Even though the gap year is about taking a break from the hustle and bustle of what may seem like a single-track life, you should still do everything you can to make the most of it- just as anyone should be committed to living life to its fullest.

As you enjoy the adventures, trials, joys, pains, drudgeries, derailments, and victories of your gap year, be sure to make them count - document them, learn from them, and leverage them in such a way that can benefit your future.

Adequately Prepare for the Next Step

If it is indeed your plan to take a gap year, that period of time has a very clear ending, and to make that ending as stress-free as possible, you would benefit from preparing for it ahead of time.  Do you know what you want to do at the end of your gap year? Does it involve going back to school? Returning to your home town? Finding a permanent job?  

Whatever it is you have waiting for you at the other end of your gap year, be sure that you have it set up to catch you after your 365 days or so are up.  If you plan to find work after your gap year, make sure to build up your resume, and perhaps consider sending out some job applications before your year is up (I have a guide to applying for work here - it can be quite useful!).  If you would like to go back to school, make sure your applications are in order and that you have met all the deadlines.  

Preparing for the end of your gap year may not seem like a lot of fun, but planning for the future can prevent a lot of trouble in the long run.
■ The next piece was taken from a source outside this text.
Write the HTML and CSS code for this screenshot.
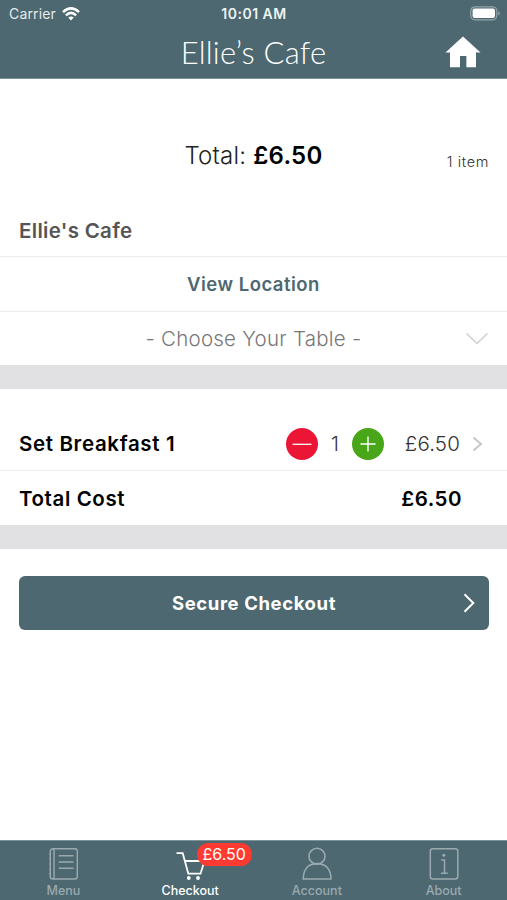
FILE: index.html
```
<!DOCTYPE html>
<html lang="en">
<head>
<meta charset="utf-8">
<title>Ellie's Cafe</title>
<link rel="stylesheet" href="styles.css">
</head>
<body>
<div class="app">
  <header class="top">
    <div class="status">
      <div class="carrier"><span class="carrier-name">Carrier</span>
        <svg class="wifi" width="18" height="14" viewBox="0 0 18 14"><g fill="none" stroke="#fff" stroke-width="2.5"><path d="M1 5.2Q9-2.4 17 5.2"/><path d="M3.9 8.3Q9 3.5 14.1 8.3"/></g><path d="M6.2 10.6Q9 8.2 11.8 10.6L9 13.6Z" fill="#fff"/></svg>
      </div>
      <span class="clock">10:01 AM</span>
      <svg class="battery" width="31" height="15" viewBox="0 0 31 15"><rect x=".8" y=".8" width="26" height="13" rx="4" fill="none" stroke="#91a4aa" stroke-width="1.2"/><rect x="2.6" y="2.6" width="22.4" height="9.4" rx="2" fill="#fff"/><path d="M28.4 5Q31 7.3 28.4 9.6Z" fill="#a4b3b8"/></svg>
    </div>
    <div class="bar">
      <h1 class="title">Ellie’s Cafe</h1>
      <svg class="home" width="36" height="32" viewBox="0 0 36 32"><path d="M18 .5 35.5 16.5H31V31.3H21.4V20H15V31.3H5V16.5H.5Z" fill="#fff"/></svg>
    </div>
  </header>
  <main>
    <section class="summary"><span class="total">Total: <b>£6.50</b></span><span class="count">1 item</span></section>
    <div class="row venue"><span class="venue-name">Ellie's Cafe</span></div>
    <div class="row location"><span class="location-text">View Location</span></div>
    <div class="row table"><span class="table-text">- Choose Your Table -</span>
      <svg class="down" width="24" height="14" viewBox="0 0 24 14"><path d="M1.5 1.5 12 11.5 22.5 1.5" fill="none" stroke="#d0d0d2" stroke-width="1.6"/></svg></div>
    <div class="gap"></div>
    <div class="row item"><span class="item-name">Set Breakfast 1</span>
      <svg class="round" width="32" height="32" viewBox="0 0 32 32"><circle cx="16" cy="16" r="16" fill="#eb1536"/><path d="M6.5 16.3H25.5" stroke="#fff" stroke-width="1.3"/></svg>
      <span class="qty">1</span>
      <svg class="round" width="32" height="32" viewBox="0 0 32 32"><circle cx="16" cy="16" r="16" fill="#48a619"/><path d="M8.5 16H23.5M16 8.5V23.5" stroke="#fff" stroke-width="1.4"/></svg>
      <span class="price">£6.50</span>
      <svg class="next" width="11" height="16" viewBox="0 0 11 16"><path d="M1.5 1.5 9 8 1.5 14.5" fill="none" stroke="#c4c4c7" stroke-width="1.8"/></svg>
    </div>
    <div class="row cost"><span class="cost-name">Total Cost</span><b class="cost-value">£6.50</b></div>
    <div class="gap"></div>
    <button class="checkout"><span class="checkout-text">Secure Checkout</span>
      <svg class="go" width="12" height="20" viewBox="0 0 12 20"><path d="M1.5 1.3 10.3 10 1.5 18.7" fill="none" stroke="#fff" stroke-width="2"/></svg></button>
  </main>
  <nav class="tabs">
    <a class="tab"><svg width="32" height="34" viewBox="0 0 32 34"><g fill="none" stroke="currentColor" stroke-width="1.4"><rect x="3.3" y="1.7" width="27" height="30.3" rx="2.5"/><path d="M7 2V32M11.8 8.8H26.5M11.8 15H26.5M11.8 21.2H26.5"/><path d="M2 7H4M2 12H4M2 17H4M2 22H4M2 27H4" stroke-width="1"/></g></svg><span class="menu">Menu</span></a>
    <a class="tab active"><svg width="32" height="34" viewBox="0 0 32 34"><g fill="none" stroke="currentColor" stroke-width="1.8"><path d="M2.5 6.2H8.7L14.3 26.7H26.5L30.5 14H11"/></g><circle cx="14.8" cy="31" r="1.9" fill="currentColor"/><circle cx="24" cy="31" r="1.9" fill="currentColor"/></svg><span class="badge">£6.50</span><span class="checkout-tab">Checkout</span></a>
    <a class="tab"><svg width="32" height="34" viewBox="0 0 32 34"><g fill="none" stroke="currentColor" stroke-width="1.6"><ellipse cx="16" cy="9.2" rx="8" ry="7.9"/><path d="M2.3 32C2.3 22 7.5 16.6 16 16.6S30 22 30 32Z"/></g></svg><span class="account">Account</span></a>
    <a class="tab"><svg width="32" height="34" viewBox="0 0 32 34"><g fill="none" stroke="currentColor" stroke-width="1.5"><rect x="2.3" y="1.7" width="27.5" height="30.3" rx="2.5"/><path d="M13.2 13H16.5V26M13 26.3H19.7"/></g><circle cx="15.8" cy="8.3" r="1.5" fill="currentColor"/></svg><span class="about">About</span></a>
  </nav>
</div>
</body>
</html>
```
FILE: styles.css
```
* { box-sizing: border-box; }
body { margin: 0; background: #fff; color: #000; font-family: Inter, "Liberation Sans", sans-serif; }
svg { display: block; flex: none; }
span, b { white-space: nowrap; }
.app { width: 507px; height: 900px; display: flex; flex-direction: column; overflow: hidden; }
main { flex: 1; }
.top { height: 79px; background: #4d6870; color: #fff; border-bottom: 1px solid #7895a0; }
.status { height: 27px; display: grid; grid-template-columns: 1fr auto 1fr; align-items: center; padding: 0 6px 0 9px; }
.carrier { display: flex; align-items: center; gap: 6px; }
.carrier-name { font-size: 14px; letter-spacing: .15px; color: #e5ebec; }
.clock { font-size: 14px; font-weight: 600; letter-spacing: .5px; margin-right: 2px; color: #edf2f3; }
.battery { justify-self: end; }
.bar { height: 49px; display: grid; grid-template-columns: 1fr auto 1fr; align-items: center; padding-right: 26px; padding-left: 26px; }
.title { grid-column: 2; margin: 0; padding-top: 2px; font-family: Lato, sans-serif; font-size: 31px; font-weight: 300; letter-spacing: .2px; line-height: 47px; }
.home { justify-self: end; }
.summary { height: 124px; display: grid; grid-template-columns: 1fr auto 1fr; align-items: center; padding: 28px 19px 0; }
.total { grid-column: 2; font-size: 24px; font-weight: 300; letter-spacing: .22px; color: #222; }
.total b { font-weight: 600; color: #000; }
.count { justify-self: end; padding-top: 12px; font-size: 14.5px; font-weight: 300; letter-spacing: .65px; margin-right: -1px; color: #333; }
.row { height: 54px; display: flex; align-items: center; padding: 0 19px; border-bottom: 1px solid #ebebed; }
.venue { padding-top: 2px; }
.venue-name { font-size: 20.5px; font-weight: 600; letter-spacing: .3px; color: #555; }
.location { justify-content: center; height: 55px; }
.location-text { font-size: 18.5px; font-weight: 600; letter-spacing: .5px; color: #4d6870; }
.table { display: grid; grid-template-columns: 24px 1fr 24px; height: 53px; padding: 0 18px; border: 0; }
.table-text { grid-column: 2; text-align: center; font-size: 20.5px; font-weight: 300; letter-spacing: .25px; color: #777; }
.gap { height: 24px; background: #e1e1e3; }
.item { height: 82px; padding-top: 28px; }
.item-name { width: 267px; font-size: 20.5px; font-weight: 600; letter-spacing: .65px; }
.qty { width: 34px; text-align: center; font-size: 20px; font-weight: 300; color: #333; }
.price { width: 76px; text-align: right; font-size: 20.5px; font-weight: 300; letter-spacing: .15px; color: #333; margin-right: 12px; }
.cost { justify-content: space-between; padding-right: 45px; border: 0; }
.cost-name { font-size: 20.5px; font-weight: 600; letter-spacing: .6px; }
.cost-value { font-size: 20.5px; font-weight: 600; letter-spacing: .5px; }
.checkout { display: grid; grid-template-columns: 12px 1fr 12px; align-items: center; width: 470px; height: 54px; margin: 27px 0 0 19px; padding: 0 14px; border: 0; border-radius: 6px; background: #4d6870; color: #fff; font: inherit; }
.checkout-text { grid-column: 2; font-size: 18.5px; font-weight: 700; letter-spacing: .6px; }
.tabs { height: 60px; display: grid; grid-template-columns: repeat(4, 1fr); background: #4d6870; border-top: 1px solid #7c9198; }
.tab { position: relative; display: flex; flex-direction: column; align-items: center; padding-top: 6px; color: #9aaab0; font-size: 12.5px; font-weight: 500; line-height: 20px; }
.active { color: #fff; }
.badge { position: absolute; left: 70px; top: 2px; width: 55px; height: 23px; border-radius: 12px; background: #ff3a30; color: #fff; text-align: center; font-size: 16px; font-weight: 400; line-height: 23px; }
```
One final note on preparing for the end of your gap year - perhaps you have found your volunteer work or time abroad is more rewarding and meaningful to you than you ever could imagine.  If what you have found really works for you- it if makes your life worth living or has turned into a thing in your life that has become more than what you expected, consider sticking with it for more than a year.  Hey- if you have found your real calling in your gap year, it is perfectly permissible for your gap year to transition into a more long-term stage in your life.